## Data listing
======
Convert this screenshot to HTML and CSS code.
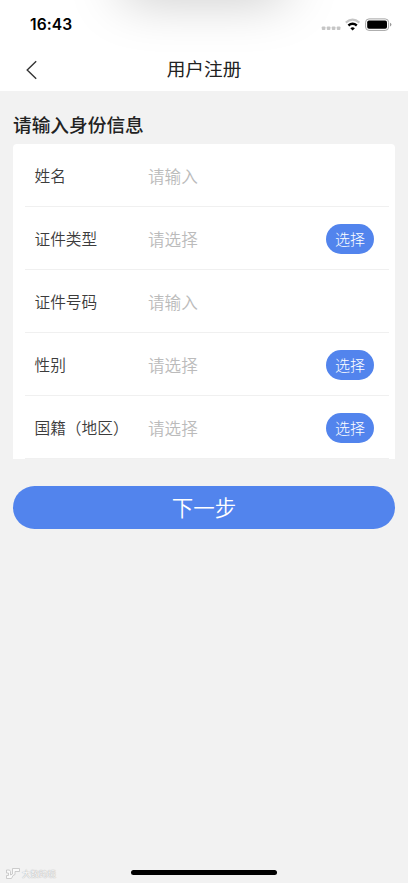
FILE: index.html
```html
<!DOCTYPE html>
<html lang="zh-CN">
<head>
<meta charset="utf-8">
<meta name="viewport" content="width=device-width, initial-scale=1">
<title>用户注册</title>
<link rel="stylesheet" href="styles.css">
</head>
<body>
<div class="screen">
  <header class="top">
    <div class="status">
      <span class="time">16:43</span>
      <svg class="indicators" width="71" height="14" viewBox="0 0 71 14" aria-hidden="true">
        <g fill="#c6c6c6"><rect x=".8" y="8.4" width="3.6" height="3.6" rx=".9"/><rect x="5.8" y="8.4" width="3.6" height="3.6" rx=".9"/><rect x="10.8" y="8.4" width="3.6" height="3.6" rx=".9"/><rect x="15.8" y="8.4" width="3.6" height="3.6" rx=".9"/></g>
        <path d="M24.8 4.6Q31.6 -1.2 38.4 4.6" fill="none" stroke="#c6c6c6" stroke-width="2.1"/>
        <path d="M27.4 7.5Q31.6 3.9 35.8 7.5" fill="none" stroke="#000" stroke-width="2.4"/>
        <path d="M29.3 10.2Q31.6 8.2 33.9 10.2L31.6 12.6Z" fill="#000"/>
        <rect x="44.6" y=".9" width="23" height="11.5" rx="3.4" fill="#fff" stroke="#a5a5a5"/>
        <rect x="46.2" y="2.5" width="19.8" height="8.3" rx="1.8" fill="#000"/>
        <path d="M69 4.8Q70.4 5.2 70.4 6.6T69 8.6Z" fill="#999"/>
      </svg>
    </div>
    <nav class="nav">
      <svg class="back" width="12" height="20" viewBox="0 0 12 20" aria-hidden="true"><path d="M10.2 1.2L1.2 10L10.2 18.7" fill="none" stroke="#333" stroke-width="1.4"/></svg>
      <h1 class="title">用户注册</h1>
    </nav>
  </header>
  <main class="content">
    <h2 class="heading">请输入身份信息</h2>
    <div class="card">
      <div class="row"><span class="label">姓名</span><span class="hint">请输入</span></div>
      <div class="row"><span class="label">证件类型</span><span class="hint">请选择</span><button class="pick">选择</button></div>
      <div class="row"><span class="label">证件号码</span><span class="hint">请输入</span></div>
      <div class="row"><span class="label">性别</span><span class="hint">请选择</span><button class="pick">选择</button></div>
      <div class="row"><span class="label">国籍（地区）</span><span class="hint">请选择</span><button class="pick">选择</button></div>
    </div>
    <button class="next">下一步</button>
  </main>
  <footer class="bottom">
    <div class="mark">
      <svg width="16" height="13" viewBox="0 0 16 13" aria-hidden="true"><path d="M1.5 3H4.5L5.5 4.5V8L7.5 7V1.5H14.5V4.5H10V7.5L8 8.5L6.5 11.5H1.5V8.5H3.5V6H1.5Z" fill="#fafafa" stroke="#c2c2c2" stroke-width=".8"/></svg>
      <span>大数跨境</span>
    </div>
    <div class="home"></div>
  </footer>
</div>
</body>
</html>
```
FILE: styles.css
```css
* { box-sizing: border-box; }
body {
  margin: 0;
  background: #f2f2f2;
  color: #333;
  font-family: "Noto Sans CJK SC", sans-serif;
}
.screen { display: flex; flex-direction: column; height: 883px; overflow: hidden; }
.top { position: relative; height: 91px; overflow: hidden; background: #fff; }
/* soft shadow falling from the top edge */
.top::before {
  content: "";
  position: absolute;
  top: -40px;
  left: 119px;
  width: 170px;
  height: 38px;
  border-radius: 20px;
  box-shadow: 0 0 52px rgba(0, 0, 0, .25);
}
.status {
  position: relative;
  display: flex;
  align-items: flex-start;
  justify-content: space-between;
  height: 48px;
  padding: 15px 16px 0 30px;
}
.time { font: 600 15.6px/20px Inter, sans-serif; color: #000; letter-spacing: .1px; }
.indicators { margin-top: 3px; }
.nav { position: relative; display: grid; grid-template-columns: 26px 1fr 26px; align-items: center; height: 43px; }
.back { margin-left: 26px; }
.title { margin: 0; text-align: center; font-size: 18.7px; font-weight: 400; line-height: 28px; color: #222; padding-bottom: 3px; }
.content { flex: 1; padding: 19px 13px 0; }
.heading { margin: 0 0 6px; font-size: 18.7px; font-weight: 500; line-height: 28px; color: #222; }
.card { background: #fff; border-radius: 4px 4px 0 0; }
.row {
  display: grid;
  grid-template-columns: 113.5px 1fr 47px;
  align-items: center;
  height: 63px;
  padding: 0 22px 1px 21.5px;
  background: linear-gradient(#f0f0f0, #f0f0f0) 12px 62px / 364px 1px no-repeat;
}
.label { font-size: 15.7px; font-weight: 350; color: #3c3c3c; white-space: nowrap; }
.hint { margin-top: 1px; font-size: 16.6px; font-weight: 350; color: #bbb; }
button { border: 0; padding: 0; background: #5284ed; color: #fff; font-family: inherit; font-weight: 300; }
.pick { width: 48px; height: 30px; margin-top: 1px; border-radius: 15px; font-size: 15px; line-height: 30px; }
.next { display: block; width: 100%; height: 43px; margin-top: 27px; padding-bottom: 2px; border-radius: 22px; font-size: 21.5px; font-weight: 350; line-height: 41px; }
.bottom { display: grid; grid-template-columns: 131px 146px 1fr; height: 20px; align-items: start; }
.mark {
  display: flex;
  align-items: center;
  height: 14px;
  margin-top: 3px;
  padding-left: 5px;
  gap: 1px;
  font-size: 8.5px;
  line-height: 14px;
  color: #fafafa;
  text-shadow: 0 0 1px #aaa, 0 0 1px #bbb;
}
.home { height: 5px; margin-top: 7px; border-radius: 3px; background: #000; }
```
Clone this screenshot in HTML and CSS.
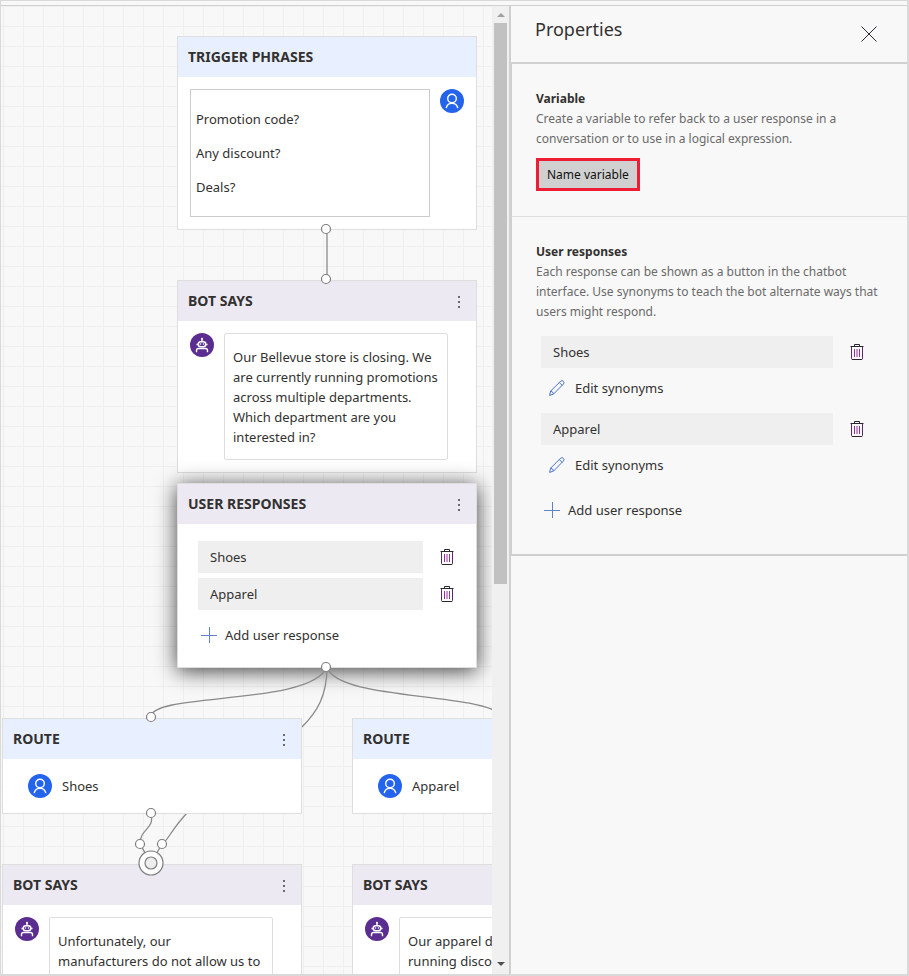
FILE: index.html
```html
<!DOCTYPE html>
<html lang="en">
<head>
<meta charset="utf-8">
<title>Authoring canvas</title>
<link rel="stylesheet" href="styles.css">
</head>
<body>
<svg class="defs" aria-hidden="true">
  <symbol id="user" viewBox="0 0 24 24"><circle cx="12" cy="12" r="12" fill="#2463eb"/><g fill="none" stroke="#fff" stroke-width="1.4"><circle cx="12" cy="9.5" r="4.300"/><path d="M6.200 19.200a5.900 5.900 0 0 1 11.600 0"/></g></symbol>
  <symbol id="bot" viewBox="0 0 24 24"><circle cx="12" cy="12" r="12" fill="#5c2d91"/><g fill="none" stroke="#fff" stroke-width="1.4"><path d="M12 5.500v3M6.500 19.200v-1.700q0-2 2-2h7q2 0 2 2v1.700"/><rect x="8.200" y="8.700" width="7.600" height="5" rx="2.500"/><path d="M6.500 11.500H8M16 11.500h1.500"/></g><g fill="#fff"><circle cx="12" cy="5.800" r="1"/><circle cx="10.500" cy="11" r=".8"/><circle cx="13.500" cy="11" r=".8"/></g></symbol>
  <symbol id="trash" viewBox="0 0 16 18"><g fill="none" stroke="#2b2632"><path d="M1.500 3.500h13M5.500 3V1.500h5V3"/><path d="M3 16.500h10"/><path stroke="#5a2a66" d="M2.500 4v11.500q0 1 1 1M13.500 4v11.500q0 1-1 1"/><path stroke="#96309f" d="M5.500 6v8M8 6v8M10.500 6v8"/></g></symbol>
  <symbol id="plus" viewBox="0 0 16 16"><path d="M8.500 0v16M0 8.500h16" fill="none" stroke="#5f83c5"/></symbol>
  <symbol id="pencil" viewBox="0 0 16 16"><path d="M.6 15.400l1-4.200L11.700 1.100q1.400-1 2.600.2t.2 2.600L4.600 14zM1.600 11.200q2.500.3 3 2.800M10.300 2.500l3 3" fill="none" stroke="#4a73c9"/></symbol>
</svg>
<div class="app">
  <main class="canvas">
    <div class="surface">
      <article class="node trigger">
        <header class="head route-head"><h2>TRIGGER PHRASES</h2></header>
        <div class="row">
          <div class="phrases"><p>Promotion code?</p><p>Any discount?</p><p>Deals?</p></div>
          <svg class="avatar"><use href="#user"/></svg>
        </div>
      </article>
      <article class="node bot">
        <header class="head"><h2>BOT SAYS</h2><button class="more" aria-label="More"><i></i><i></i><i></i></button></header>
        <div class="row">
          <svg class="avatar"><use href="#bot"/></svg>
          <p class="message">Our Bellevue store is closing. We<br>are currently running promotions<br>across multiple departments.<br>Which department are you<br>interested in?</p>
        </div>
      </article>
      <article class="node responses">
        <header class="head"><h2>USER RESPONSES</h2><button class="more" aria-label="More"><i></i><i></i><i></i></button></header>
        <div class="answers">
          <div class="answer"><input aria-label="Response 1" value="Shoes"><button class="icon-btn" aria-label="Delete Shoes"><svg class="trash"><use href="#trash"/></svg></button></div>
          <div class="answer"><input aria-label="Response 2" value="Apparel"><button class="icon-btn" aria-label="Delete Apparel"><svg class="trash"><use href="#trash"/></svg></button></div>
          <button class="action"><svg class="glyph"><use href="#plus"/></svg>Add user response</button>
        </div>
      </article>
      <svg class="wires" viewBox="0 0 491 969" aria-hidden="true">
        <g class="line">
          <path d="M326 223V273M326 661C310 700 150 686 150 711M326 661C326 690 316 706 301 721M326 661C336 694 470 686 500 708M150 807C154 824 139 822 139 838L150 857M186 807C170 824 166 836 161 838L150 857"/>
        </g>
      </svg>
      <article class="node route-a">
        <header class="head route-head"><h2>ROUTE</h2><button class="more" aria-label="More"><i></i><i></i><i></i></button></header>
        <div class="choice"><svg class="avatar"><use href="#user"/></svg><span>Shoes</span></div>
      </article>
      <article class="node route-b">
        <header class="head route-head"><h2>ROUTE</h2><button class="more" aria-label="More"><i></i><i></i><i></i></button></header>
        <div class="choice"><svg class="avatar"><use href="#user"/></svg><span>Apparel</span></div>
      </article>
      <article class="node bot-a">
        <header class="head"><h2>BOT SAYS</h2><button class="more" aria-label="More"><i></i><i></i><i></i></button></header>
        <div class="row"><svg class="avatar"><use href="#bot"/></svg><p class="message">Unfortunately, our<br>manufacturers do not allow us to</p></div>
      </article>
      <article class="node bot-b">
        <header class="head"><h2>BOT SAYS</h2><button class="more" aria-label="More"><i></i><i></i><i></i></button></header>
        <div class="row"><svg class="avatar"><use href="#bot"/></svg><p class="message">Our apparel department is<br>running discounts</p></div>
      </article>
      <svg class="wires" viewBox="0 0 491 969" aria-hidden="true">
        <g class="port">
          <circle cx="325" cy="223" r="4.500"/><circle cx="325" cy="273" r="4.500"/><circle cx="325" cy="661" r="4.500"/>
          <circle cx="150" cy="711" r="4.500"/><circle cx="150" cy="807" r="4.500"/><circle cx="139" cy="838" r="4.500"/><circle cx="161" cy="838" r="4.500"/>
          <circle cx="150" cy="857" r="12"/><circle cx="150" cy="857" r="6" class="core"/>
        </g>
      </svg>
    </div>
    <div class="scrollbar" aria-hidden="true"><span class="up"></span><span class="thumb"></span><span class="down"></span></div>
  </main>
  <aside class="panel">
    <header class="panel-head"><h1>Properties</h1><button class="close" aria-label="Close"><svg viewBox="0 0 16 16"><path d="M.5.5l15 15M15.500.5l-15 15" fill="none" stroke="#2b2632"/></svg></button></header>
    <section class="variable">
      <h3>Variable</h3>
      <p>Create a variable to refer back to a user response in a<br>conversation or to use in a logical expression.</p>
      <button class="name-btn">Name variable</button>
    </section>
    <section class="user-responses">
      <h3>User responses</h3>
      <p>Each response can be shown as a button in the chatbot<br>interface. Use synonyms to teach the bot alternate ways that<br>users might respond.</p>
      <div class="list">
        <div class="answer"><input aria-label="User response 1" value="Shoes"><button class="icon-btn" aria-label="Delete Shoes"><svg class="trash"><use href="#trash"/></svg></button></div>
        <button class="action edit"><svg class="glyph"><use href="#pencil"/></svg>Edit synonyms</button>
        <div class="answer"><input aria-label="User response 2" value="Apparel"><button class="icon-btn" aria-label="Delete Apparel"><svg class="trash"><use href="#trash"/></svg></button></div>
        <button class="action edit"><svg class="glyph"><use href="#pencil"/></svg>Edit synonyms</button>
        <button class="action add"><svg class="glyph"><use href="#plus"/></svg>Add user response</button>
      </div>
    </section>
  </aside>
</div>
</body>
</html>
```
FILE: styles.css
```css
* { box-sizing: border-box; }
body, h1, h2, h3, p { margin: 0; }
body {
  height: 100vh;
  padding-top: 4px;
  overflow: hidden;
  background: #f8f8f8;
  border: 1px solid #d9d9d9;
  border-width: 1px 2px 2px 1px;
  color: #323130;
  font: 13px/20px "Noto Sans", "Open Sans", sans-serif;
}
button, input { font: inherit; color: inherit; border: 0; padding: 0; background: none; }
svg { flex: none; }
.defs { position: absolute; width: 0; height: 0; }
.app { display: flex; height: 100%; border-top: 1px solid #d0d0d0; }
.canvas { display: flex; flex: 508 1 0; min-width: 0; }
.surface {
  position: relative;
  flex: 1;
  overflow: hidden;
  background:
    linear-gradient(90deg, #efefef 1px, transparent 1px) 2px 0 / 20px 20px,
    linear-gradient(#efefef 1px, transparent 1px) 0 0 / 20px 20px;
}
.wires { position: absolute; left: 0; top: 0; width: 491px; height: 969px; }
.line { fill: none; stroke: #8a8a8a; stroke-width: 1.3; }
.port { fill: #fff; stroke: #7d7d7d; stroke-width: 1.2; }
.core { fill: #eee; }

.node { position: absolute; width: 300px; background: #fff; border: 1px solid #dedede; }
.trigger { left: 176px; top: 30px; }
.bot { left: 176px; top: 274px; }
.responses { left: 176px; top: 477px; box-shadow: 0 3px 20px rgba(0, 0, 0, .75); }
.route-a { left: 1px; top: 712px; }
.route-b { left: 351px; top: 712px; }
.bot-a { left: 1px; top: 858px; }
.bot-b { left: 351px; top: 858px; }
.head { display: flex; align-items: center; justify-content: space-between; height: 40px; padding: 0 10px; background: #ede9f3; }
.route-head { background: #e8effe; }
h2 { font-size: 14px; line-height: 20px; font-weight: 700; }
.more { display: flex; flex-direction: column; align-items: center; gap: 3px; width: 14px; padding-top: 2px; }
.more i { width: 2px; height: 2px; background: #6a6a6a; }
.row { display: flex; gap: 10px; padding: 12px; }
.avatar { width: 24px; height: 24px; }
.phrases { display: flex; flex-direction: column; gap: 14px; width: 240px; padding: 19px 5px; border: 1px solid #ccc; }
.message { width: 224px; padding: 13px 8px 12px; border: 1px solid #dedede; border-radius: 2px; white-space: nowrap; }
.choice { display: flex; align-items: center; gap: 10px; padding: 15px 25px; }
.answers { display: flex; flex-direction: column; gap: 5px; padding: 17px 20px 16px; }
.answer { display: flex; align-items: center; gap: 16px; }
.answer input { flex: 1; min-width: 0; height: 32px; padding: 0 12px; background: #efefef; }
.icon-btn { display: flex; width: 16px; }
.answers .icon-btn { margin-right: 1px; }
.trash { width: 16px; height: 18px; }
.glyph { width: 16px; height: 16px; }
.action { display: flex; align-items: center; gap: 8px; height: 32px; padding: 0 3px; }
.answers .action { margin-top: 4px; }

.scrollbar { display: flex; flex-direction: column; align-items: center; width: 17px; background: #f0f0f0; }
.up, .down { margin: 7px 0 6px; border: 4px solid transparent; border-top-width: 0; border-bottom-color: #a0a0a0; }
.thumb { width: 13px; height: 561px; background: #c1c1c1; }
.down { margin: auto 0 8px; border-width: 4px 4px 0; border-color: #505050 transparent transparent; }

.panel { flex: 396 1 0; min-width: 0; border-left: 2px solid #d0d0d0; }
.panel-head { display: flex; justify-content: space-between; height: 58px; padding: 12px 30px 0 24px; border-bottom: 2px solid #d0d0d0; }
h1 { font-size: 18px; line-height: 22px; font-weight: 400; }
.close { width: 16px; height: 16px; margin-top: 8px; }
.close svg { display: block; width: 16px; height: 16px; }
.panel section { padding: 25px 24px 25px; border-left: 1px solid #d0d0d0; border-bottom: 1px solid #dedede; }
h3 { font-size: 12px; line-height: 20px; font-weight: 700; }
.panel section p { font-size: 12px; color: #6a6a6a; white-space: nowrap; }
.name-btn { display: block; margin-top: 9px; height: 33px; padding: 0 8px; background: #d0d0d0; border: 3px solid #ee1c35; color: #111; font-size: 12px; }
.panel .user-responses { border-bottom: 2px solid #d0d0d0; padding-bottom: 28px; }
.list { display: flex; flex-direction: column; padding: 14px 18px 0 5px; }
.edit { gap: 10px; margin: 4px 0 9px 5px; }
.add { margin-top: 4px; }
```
======
## Work to be completed
Using the data above, copy each line that contains "screenshot".

## Final result
Convert this screenshot to HTML and CSS code.
Clone this screenshot in HTML and CSS.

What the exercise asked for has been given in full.